Nous avions mis en évidence l'année dernière que la barre symbolique du « 1 % Culture » n'avait pas été atteinte dans le projet de loi de finances pour 2018 malgré des moyens en hausse. C'est à nouveau le cas en 2019, même si nous évoluons en tangentiel vers ce montant : le niveau atteint par les crédits budgétaires en faveur de la culture s'élève à 0,98 % du budget de l'État.

Les crédits de la mission « Culture » ne représentent qu'une partie des financements publics en faveur de la culture : cette année, le ministère de la culture a choisi de communiquer sur le montant total atteint par l'ensemble des modes de financement public en faveur du secteur culturel, qu'il s'agisse de crédits budgétaires ou non. L'ensemble de ces moyens atteint près de 10 milliards d'euros en 2019. C'est un effort bien plus considérable que le montant du budget, mais il cache des situations contrastées.

Parmi les points positifs, on peut souligner le niveau élevé de la fréquentation des établissements culturels en 2018, susceptible de favoriser la dynamique des ressources propres de ces établissements. Autre motif de satisfaction, le loto du patrimoine, porté par la personnalité de Stéphane Bern, a contribué à une prise de conscience de la nécessité de préserver le patrimoine monumental dans sa diversité ; les effets d'image ne sont jamais à négliger.

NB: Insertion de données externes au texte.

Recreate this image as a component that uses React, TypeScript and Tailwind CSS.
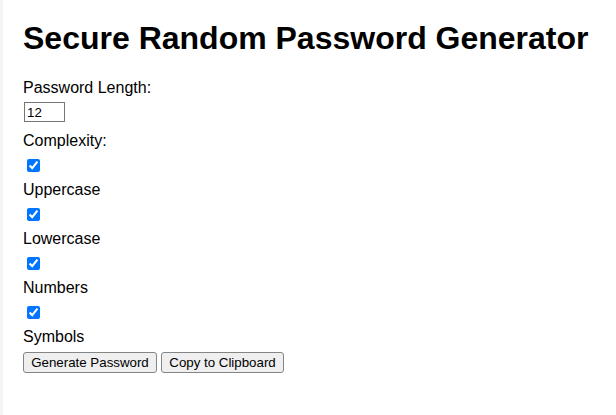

Mais d'un autre côté, les nombreux projets immobiliers du ministère de la culture et de ses opérateurs ne sont pas tous financés. Quant aux opérateurs du ministère, ils doivent faire face à des dotations stables, ce qui pourrait s'avérer problématique sur le long terme face à l'évolution mécanique de leurs charges.

Le budget de la culture pour l'année 2019 témoigne de la continuité des orientations de la politique culturelle fixées l'année dernière.

L'éducation artistique et culturelle (EAC) et plus généralement l'accès à la culture pour tous demeurent l'objectif prioritaire des politiques conduites par le ministère de la culture.

Environ 110 millions d'euros y sont consacrés, dans le cadre d'un plan « 100 % EAC » qui vise à faire bénéficier l'ensemble des jeunes en âge d'être scolarisé d'au moins une action d'éducation artistique et culturelle subventionnée par le ministère de la culture.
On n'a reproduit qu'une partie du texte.